● **INFORMATION SUPPLIED**

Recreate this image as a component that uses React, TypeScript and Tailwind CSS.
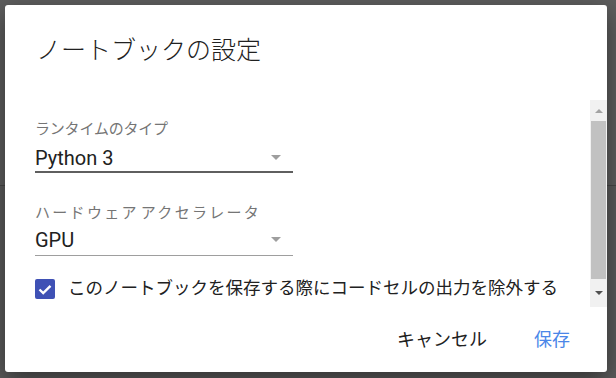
import React from 'react';

const font = { fontFamily: 'Roboto, "Noto Sans CJK JP", sans-serif' };

function Arrow() {
  return (
    <svg width="10" height="5" viewBox="0 0 10 5" className="mr-[12px] mb-[2px]">
      <path d="M0 0 L10 0 L5 5 Z" fill="#9e9e9e" />
    </svg>
  );
}

function SelectField({ label, value, labelGap, line, pb, tracking }: { label: string; value: string; labelGap: string; line: string; pb: string; tracking: string }) {
  return (
    <div className="w-[258px]">
      <div className={`text-[15px] leading-[20px] text-[#757575] ${tracking}`}>{label}</div>
      <div className={`flex items-center justify-between ${labelGap} ${pb} ${line}`}>
        <span className="text-[20px] leading-[24px] text-[#212121]">{value}</span>
        <Arrow />
      </div>
    </div>
  );
}

export default function App() {
  return (
    <div className="relative w-[616px] h-[378px] overflow-hidden bg-[#5b5b5b]" style={font}>
      <div className="h-[186px] border-b border-[#474747] bg-[#5e5e5e]" />

      <div className="absolute left-[5px] top-[5px] w-[602px] h-[367px] bg-white rounded-[3px] shadow-[0_8px_24px_rgba(0,0,0,0.45)] flex flex-col">
        <div className="h-[95px] pl-[31px] pt-[30px]">
          <h1 className="text-[25px] leading-[32px] font-light text-[#212121]">ノートブックの設定</h1>
        </div>

        <div className="h-[207px] flex">
          <div className="flex-1 pl-[30px] pt-[19px]">
            <SelectField
              label="ランタイムのタイプ"
              value="Python 3"
              labelGap="mt-[7px]"
              pb="pb-[1px]"
              line="border-b-2 border-[#5f5f5f]"
              tracking="tracking-[-0.2px]"
            />
            <div className="mt-[30px]">
              <SelectField
                label="ハードウェア アクセラレータ"
                value="GPU"
                labelGap="mt-[5px]"
                pb="pb-[3px]"
                line="border-b border-[#9e9e9e]"
                tracking="tracking-[2.3px] [word-spacing:-4px]"
              />
            </div>
            <label className="mt-[22px] flex items-center gap-[13px]">
              <span className="w-[20px] h-[20px] rounded-[2px] bg-[#3f51b5] flex items-center justify-center">
                <svg width="14" height="11" viewBox="0 0 14 11">
                  <path d="M1.5 5.5 L5.2 9 L12.5 1.8" fill="none" stroke="#fff" strokeWidth="2.4" />
                </svg>
              </span>
              <span className="text-[17.5px] leading-[24px] text-[#212121] -mt-[2px]">
                このノートブックを保存する際にコードセルの出力を除外する
              </span>
            </label>
          </div>

          <div className="w-[17px] bg-[#f1f1f1] flex flex-col">
            <div className="h-[21px] flex items-center justify-center">
              <svg width="8" height="4" viewBox="0 0 8 4">
                <path d="M0 4 L8 4 L4 0 Z" fill="#a3a3a3" />
              </svg>
            </div>
            <div className="h-[158px] mx-[1px] bg-[#c1c1c1]" />
            <div className="flex-1 flex items-center justify-center">
              <svg width="8" height="4" viewBox="0 0 8 4">
                <path d="M0 0 L8 0 L4 4 Z" fill="#505050" />
              </svg>
            </div>
          </div>
        </div>

        <div className="flex-1 flex items-center justify-end gap-[47px] pr-[37px]">
          <button className="text-[18px] leading-[24px] text-[#212121]">キャンセル</button>
          <button className="text-[18px] leading-[24px] text-[#4a86e8]">保存</button>
        </div>
      </div>
    </div>
  );
}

● **WHAT YOU SHOULD DO**
Check each line of the data above for the word "React", then state how many lines have it. Give the number alone.

● **ANSWER BELOW**
2